### WHAT IS BEING ASKED
Output all the data exactly. Pictures do not belong in the copy.

### DATA LINES

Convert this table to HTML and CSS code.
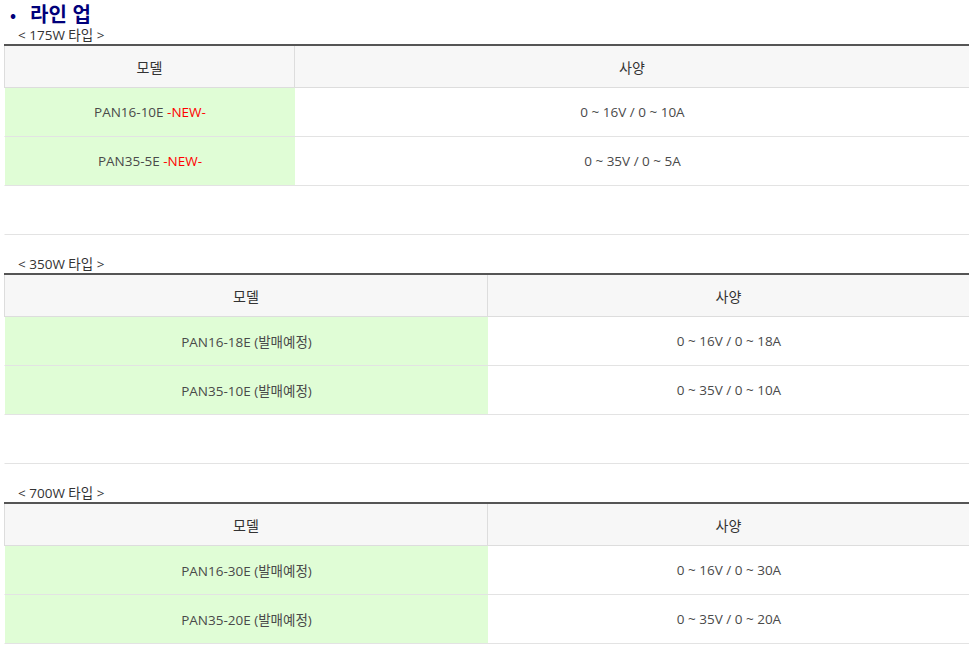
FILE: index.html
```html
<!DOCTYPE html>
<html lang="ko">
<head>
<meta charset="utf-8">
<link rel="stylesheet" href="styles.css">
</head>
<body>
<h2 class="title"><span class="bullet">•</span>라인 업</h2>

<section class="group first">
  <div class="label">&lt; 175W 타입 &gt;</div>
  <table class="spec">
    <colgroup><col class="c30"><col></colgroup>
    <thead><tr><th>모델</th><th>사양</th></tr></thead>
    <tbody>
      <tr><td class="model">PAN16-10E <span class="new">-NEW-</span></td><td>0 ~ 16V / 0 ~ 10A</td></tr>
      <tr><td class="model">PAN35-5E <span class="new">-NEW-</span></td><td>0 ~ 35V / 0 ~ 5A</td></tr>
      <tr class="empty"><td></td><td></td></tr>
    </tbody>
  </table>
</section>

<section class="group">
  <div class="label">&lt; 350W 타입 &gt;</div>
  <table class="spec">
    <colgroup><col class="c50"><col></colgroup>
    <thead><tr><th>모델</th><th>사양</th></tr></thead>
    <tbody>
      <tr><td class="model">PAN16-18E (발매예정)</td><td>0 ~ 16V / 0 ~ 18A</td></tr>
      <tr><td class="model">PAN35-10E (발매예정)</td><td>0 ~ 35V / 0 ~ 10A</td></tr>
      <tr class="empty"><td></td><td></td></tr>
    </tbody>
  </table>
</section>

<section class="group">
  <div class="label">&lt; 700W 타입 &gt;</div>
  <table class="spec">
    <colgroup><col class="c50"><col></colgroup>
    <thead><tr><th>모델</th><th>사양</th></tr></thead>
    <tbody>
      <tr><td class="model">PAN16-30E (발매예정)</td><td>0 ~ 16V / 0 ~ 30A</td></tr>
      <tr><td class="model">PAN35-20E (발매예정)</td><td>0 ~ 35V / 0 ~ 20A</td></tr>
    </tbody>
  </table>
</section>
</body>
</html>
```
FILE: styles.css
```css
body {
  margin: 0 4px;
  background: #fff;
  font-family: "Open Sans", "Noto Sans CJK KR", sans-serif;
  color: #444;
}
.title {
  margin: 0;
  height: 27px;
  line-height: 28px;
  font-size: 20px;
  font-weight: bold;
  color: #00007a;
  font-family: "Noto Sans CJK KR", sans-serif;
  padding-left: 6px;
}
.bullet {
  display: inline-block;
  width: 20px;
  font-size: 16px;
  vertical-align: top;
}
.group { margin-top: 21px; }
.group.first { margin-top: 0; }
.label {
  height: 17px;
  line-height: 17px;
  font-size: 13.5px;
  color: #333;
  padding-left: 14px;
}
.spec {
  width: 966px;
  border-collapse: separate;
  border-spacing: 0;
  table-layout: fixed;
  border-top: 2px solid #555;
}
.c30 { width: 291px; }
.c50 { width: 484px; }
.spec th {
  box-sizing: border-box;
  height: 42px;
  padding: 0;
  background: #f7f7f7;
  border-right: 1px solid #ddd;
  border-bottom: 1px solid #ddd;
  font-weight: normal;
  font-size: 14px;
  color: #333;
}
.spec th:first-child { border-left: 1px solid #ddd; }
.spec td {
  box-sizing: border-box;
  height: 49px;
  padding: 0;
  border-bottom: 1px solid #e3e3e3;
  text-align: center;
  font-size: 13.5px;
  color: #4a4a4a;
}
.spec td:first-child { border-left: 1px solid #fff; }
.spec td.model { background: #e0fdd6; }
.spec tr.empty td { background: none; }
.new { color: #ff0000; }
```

### EXERCISE OUTPUT
Convert this table to HTML and CSS code.
FILE: index.html
```html
<!DOCTYPE html>
<html lang="ko">
<head>
<meta charset="utf-8">
<link rel="stylesheet" href="styles.css">
</head>
<body>
<h2 class="title"><span class="bullet">•</span>라인 업</h2>

<section class="group first">
  <div class="label">&lt; 175W 타입 &gt;</div>
  <table class="spec">
    <colgroup><col class="c30"><col></colgroup>
    <thead><tr><th>모델</th><th>사양</th></tr></thead>
    <tbody>
      <tr><td class="model">PAN16-10E <span class="new">-NEW-</span></td><td>0 ~ 16V / 0 ~ 10A</td></tr>
      <tr><td class="model">PAN35-5E <span class="new">-NEW-</span></td><td>0 ~ 35V / 0 ~ 5A</td></tr>
      <tr class="empty"><td></td><td></td></tr>
    </tbody>
  </table>
</section>

<section class="group">
  <div class="label">&lt; 350W 타입 &gt;</div>
  <table class="spec">
    <colgroup><col class="c50"><col></colgroup>
    <thead><tr><th>모델</th><th>사양</th></tr></thead>
    <tbody>
      <tr><td class="model">PAN16-18E (발매예정)</td><td>0 ~ 16V / 0 ~ 18A</td></tr>
      <tr><td class="model">PAN35-10E (발매예정)</td><td>0 ~ 35V / 0 ~ 10A</td></tr>
      <tr class="empty"><td></td><td></td></tr>
    </tbody>
  </table>
</section>

<section class="group">
  <div class="label">&lt; 700W 타입 &gt;</div>
  <table class="spec">
    <colgroup><col class="c50"><col></colgroup>
    <thead><tr><th>모델</th><th>사양</th></tr></thead>
    <tbody>
      <tr><td class="model">PAN16-30E (발매예정)</td><td>0 ~ 16V / 0 ~ 30A</td></tr>
      <tr><td class="model">PAN35-20E (발매예정)</td><td>0 ~ 35V / 0 ~ 20A</td></tr>
    </tbody>
  </table>
</section>
</body>
</html>
```
FILE: styles.css
```css
body {
  margin: 0 4px;
  background: #fff;
  font-family: "Open Sans", "Noto Sans CJK KR", sans-serif;
  color: #444;
}
.title {
  margin: 0;
  height: 27px;
  line-height: 28px;
  font-size: 20px;
  font-weight: bold;
  color: #00007a;
  font-family: "Noto Sans CJK KR", sans-serif;
  padding-left: 6px;
}
.bullet {
  display: inline-block;
  width: 20px;
  font-size: 16px;
  vertical-align: top;
}
.group { margin-top: 21px; }
.group.first { margin-top: 0; }
.label {
  height: 17px;
  line-height: 17px;
  font-size: 13.5px;
  color: #333;
  padding-left: 14px;
}
.spec {
  width: 966px;
  border-collapse: separate;
  border-spacing: 0;
  table-layout: fixed;
  border-top: 2px solid #555;
}
.c30 { width: 291px; }
.c50 { width: 484px; }
.spec th {
  box-sizing: border-box;
  height: 42px;
  padding: 0;
  background: #f7f7f7;
  border-right: 1px solid #ddd;
  border-bottom: 1px solid #ddd;
  font-weight: normal;
  font-size: 14px;
  color: #333;
}
.spec th:first-child { border-left: 1px solid #ddd; }
.spec td {
  box-sizing: border-box;
  height: 49px;
  padding: 0;
  border-bottom: 1px solid #e3e3e3;
  text-align: center;
  font-size: 13.5px;
  color: #4a4a4a;
}
.spec td:first-child { border-left: 1px solid #fff; }
.spec td.model { background: #e0fdd6; }
.spec tr.empty td { background: none; }
.new { color: #ff0000; }
```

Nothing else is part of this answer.